╭─ Dataset records

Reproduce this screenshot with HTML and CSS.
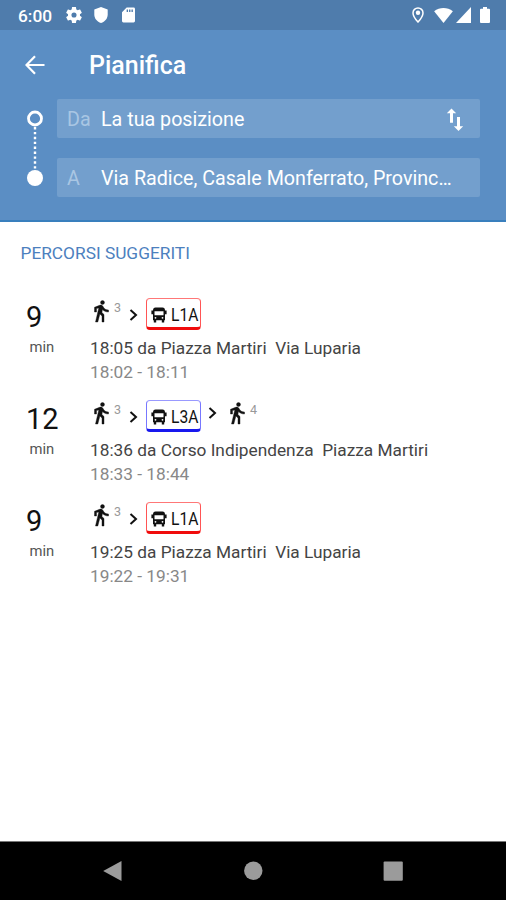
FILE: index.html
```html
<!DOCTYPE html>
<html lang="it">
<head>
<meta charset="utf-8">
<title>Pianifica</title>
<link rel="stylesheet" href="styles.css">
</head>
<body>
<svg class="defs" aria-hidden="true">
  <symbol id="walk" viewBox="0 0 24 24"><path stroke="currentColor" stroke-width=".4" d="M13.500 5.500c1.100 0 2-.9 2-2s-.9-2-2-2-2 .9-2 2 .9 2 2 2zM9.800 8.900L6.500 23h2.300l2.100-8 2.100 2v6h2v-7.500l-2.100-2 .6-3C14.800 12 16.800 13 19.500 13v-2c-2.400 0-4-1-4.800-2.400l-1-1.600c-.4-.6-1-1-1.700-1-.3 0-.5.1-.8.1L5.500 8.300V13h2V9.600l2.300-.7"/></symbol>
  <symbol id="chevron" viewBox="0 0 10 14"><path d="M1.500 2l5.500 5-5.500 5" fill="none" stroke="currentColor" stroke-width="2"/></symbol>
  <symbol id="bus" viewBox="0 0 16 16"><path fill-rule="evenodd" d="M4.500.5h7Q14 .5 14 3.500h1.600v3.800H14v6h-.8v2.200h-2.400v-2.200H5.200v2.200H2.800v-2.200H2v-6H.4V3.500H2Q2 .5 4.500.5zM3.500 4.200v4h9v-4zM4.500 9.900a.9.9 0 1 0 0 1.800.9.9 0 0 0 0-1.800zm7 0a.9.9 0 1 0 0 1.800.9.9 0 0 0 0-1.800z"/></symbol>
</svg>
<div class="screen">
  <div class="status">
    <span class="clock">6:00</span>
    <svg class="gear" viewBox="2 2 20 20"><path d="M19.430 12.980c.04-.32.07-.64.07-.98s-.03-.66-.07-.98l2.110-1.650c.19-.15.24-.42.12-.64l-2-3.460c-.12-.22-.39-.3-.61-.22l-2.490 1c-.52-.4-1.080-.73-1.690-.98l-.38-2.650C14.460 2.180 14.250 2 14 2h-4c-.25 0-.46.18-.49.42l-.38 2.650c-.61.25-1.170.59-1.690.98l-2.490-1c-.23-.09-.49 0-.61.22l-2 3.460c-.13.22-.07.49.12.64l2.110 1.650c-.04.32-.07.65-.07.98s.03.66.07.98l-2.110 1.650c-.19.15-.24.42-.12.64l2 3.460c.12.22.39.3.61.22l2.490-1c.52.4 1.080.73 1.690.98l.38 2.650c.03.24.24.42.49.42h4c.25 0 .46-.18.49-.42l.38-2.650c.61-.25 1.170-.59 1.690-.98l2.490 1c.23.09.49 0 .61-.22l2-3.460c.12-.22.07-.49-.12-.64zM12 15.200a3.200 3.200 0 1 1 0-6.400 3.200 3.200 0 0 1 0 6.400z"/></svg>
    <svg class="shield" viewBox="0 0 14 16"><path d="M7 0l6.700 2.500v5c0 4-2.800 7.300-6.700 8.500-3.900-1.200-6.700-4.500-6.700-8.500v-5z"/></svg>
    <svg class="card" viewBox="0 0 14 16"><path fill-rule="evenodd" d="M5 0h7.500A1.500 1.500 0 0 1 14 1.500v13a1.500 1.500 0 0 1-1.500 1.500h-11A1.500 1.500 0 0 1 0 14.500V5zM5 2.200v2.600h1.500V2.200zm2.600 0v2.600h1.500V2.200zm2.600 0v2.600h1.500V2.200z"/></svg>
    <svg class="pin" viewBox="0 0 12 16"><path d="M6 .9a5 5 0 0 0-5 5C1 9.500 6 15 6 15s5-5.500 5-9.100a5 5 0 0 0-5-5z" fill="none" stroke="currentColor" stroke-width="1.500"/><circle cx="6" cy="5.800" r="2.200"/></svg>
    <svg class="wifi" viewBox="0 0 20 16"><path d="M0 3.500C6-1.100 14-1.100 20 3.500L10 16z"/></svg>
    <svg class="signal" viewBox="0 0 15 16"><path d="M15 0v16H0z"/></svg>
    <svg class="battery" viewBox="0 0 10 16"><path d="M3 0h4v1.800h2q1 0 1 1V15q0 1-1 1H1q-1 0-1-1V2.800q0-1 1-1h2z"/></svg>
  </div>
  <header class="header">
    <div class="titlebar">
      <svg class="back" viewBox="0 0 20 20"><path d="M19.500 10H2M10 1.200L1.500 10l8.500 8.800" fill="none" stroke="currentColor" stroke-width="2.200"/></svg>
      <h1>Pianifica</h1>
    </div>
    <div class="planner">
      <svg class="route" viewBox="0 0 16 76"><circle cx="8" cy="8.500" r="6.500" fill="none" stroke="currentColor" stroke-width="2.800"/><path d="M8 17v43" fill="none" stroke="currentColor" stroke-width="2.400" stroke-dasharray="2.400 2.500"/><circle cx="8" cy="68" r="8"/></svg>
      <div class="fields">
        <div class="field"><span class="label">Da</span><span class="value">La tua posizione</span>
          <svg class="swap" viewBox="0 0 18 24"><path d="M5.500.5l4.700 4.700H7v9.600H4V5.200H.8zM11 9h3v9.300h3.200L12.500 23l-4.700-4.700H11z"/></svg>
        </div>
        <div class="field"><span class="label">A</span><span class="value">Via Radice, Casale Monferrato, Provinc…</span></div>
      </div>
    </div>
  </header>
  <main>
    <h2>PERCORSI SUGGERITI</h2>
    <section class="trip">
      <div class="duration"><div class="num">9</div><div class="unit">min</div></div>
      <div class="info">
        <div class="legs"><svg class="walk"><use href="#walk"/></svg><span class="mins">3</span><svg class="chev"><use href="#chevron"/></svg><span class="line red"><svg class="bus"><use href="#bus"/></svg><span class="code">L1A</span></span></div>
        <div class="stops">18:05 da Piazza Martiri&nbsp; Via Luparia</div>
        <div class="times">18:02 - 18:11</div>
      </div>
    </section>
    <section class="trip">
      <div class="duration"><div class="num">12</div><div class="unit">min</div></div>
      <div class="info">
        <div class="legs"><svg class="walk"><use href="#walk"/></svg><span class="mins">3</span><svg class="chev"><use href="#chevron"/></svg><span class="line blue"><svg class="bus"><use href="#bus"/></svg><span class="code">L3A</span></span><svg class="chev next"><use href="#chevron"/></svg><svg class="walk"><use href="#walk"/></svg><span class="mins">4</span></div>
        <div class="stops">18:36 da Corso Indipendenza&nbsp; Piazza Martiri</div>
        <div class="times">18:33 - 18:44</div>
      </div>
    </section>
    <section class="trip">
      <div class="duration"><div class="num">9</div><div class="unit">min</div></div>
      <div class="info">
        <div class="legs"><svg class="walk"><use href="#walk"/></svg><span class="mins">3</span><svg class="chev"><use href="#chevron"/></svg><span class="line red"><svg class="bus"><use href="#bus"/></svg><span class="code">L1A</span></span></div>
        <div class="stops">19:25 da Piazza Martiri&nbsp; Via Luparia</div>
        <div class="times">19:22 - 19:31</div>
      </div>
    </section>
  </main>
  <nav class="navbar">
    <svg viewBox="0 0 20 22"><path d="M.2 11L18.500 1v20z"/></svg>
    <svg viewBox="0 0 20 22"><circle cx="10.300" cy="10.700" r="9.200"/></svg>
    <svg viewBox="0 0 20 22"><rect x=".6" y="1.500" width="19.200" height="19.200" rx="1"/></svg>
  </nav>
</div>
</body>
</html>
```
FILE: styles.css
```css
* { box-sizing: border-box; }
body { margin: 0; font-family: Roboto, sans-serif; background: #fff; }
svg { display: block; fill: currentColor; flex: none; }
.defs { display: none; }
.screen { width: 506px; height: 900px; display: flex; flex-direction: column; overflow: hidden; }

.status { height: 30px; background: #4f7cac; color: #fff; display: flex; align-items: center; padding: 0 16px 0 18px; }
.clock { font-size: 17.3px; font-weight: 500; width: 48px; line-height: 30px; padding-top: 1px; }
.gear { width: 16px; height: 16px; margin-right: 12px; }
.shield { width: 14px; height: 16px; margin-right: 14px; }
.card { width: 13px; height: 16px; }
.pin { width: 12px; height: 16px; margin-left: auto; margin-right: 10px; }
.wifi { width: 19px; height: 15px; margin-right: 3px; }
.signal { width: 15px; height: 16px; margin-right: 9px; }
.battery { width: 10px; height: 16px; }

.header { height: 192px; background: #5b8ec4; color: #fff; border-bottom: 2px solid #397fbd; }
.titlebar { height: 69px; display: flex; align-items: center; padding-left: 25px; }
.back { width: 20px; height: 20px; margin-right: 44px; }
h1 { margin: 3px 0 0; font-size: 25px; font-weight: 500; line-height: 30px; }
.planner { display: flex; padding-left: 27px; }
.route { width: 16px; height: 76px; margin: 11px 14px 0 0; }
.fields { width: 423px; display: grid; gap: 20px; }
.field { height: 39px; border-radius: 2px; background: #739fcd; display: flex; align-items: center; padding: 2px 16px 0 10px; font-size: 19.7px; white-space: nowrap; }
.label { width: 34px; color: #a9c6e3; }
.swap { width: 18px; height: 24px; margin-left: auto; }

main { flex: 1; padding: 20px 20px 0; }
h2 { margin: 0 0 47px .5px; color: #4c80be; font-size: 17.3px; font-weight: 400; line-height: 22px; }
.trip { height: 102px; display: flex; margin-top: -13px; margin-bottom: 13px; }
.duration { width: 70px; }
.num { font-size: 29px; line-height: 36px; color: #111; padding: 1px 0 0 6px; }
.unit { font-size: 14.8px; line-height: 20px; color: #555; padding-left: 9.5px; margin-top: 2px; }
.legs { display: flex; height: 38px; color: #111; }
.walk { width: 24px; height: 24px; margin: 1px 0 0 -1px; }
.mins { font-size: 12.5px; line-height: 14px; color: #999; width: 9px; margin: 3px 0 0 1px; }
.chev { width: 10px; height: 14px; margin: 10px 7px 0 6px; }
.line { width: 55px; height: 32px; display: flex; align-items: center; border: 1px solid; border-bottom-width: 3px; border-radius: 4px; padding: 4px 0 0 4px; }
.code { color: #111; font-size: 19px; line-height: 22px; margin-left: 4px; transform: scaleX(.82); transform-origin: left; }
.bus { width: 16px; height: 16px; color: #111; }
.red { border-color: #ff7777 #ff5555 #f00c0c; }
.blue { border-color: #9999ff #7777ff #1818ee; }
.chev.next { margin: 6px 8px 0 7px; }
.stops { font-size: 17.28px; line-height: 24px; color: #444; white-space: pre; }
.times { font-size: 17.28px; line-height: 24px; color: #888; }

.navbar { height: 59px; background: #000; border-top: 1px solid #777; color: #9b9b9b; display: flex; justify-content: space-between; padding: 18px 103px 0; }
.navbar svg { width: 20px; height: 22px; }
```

╰─
╭─ Dataset records

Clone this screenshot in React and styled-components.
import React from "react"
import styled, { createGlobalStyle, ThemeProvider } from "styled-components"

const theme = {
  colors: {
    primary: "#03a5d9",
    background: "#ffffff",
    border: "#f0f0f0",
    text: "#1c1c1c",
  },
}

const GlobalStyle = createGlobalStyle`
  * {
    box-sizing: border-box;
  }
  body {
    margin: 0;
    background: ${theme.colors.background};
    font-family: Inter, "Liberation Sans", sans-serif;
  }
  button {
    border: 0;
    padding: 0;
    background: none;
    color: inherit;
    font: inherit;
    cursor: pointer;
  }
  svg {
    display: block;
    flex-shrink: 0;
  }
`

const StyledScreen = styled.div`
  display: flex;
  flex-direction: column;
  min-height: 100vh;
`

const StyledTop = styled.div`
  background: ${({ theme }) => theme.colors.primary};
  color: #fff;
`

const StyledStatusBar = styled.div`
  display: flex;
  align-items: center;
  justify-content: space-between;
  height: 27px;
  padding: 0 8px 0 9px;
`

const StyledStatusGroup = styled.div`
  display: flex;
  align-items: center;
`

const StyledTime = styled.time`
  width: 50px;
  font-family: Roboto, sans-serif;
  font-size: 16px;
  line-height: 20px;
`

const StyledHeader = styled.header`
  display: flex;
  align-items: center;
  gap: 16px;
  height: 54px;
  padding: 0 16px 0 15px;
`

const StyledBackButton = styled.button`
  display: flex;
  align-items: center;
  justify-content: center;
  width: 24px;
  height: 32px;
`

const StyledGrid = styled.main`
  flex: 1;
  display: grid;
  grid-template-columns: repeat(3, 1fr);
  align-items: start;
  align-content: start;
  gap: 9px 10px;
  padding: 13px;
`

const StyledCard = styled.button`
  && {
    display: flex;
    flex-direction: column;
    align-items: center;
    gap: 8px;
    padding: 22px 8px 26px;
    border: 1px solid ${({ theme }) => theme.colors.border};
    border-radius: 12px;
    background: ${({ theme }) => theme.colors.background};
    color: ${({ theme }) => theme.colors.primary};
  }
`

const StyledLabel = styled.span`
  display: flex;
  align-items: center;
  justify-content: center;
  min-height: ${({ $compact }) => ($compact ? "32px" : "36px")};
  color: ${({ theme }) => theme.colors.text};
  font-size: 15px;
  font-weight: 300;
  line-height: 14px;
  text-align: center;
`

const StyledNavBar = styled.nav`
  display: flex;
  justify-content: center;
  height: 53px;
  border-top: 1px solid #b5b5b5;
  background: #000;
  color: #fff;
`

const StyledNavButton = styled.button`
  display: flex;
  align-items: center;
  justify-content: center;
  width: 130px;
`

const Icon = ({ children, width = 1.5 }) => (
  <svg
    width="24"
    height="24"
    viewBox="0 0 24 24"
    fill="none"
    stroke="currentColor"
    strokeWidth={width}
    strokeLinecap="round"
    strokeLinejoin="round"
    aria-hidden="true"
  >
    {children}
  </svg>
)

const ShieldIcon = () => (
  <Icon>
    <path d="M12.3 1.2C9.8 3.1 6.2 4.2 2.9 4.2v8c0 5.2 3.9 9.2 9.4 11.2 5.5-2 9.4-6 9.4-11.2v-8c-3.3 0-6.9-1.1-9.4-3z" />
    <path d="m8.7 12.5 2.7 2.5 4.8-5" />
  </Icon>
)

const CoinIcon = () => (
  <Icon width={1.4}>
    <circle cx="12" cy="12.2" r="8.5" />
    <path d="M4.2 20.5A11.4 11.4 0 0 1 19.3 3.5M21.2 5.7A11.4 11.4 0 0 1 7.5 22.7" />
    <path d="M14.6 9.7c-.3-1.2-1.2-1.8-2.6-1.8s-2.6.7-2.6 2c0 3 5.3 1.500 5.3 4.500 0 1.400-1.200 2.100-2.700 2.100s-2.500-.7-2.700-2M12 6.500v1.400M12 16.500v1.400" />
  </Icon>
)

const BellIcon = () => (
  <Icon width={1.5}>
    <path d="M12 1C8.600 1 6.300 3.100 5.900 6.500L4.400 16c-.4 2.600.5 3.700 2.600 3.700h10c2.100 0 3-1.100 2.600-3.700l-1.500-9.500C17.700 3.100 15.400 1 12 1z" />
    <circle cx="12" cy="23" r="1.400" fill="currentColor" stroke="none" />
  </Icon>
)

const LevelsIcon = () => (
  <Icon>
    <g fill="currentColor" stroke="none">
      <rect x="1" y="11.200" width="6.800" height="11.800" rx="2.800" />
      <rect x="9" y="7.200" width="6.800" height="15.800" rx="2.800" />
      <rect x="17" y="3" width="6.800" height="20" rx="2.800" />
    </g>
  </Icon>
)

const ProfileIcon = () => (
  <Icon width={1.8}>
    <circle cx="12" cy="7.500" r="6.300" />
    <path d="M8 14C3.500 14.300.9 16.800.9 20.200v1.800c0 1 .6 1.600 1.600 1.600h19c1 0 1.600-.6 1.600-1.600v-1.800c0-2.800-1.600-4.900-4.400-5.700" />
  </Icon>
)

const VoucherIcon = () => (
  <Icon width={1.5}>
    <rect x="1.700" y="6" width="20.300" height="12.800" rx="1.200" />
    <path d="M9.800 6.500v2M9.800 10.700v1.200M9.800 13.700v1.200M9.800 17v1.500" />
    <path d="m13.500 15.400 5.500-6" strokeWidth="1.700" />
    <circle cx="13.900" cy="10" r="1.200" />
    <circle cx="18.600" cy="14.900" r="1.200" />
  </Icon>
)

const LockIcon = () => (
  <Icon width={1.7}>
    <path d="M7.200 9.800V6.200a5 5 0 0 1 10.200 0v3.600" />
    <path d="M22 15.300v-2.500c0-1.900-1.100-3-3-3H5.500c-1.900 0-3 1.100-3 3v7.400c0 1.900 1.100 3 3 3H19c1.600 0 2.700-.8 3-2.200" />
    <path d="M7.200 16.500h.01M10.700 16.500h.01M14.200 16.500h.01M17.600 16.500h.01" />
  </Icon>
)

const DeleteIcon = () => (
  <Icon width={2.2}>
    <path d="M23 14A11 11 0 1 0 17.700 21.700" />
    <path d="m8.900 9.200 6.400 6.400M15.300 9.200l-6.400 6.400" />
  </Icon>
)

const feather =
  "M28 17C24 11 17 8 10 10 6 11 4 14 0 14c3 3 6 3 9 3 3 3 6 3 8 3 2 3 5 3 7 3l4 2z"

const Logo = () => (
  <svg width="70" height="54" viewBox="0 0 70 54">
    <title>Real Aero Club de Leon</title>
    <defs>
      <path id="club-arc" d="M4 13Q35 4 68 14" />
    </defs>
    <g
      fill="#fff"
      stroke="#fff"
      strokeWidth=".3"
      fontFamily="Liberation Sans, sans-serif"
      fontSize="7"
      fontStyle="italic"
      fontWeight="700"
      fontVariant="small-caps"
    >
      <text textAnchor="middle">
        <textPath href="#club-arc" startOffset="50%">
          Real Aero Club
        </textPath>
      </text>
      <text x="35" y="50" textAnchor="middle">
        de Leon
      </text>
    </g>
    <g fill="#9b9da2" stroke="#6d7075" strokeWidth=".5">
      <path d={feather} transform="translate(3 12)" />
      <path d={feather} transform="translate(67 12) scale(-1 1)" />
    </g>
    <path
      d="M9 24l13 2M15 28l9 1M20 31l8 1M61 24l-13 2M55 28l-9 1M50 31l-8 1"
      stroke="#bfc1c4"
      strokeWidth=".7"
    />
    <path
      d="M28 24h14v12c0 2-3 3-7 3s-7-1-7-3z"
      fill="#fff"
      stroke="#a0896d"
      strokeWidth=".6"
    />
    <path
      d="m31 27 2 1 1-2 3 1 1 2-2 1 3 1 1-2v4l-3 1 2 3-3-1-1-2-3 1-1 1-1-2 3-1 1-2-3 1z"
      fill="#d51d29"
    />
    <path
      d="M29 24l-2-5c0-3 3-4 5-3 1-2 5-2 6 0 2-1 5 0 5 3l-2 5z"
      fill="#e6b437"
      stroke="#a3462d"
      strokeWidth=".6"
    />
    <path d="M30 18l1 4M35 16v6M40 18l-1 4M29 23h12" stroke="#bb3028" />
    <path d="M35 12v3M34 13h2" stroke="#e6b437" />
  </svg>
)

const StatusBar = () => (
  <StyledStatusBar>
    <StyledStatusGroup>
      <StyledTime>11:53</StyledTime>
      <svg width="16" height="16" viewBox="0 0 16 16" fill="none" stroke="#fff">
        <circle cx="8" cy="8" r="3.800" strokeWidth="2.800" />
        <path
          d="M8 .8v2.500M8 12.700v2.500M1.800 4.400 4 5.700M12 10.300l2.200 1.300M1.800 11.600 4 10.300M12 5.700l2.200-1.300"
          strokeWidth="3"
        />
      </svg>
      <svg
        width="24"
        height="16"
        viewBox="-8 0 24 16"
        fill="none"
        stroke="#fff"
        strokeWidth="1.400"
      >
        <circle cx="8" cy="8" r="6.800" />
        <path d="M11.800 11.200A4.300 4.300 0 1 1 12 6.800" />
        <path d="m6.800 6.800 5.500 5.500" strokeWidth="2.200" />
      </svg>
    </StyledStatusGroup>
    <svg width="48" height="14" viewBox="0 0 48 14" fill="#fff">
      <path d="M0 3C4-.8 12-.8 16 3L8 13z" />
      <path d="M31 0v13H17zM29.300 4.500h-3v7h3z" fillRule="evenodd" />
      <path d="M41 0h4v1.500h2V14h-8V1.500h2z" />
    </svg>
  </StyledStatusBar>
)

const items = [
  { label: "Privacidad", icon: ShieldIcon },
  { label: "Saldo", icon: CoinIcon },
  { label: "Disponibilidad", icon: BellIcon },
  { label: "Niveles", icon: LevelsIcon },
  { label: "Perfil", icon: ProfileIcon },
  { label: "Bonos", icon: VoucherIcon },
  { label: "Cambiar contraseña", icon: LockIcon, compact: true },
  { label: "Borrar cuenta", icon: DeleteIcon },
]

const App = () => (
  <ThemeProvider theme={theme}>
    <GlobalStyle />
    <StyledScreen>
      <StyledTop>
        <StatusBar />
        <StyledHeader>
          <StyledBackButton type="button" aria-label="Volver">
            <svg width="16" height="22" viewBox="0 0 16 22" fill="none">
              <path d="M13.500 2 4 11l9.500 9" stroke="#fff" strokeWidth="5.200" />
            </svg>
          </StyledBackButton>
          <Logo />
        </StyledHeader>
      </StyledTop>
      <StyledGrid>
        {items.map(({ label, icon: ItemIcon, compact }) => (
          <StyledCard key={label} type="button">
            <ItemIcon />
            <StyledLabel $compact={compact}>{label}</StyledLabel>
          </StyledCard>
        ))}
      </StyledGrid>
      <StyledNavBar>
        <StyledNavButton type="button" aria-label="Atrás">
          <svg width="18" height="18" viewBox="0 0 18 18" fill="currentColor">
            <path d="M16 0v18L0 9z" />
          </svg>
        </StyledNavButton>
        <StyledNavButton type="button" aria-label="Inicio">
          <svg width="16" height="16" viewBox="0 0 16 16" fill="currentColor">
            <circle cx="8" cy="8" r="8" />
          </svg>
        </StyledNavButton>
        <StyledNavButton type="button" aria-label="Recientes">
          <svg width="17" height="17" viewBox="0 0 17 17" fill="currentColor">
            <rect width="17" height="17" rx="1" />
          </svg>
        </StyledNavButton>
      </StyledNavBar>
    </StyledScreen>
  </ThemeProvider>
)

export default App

╰─

Collect the lines that hold "screenshot".

Reproduce this screenshot with HTML and CSS.
Clone this screenshot in React and styled-components.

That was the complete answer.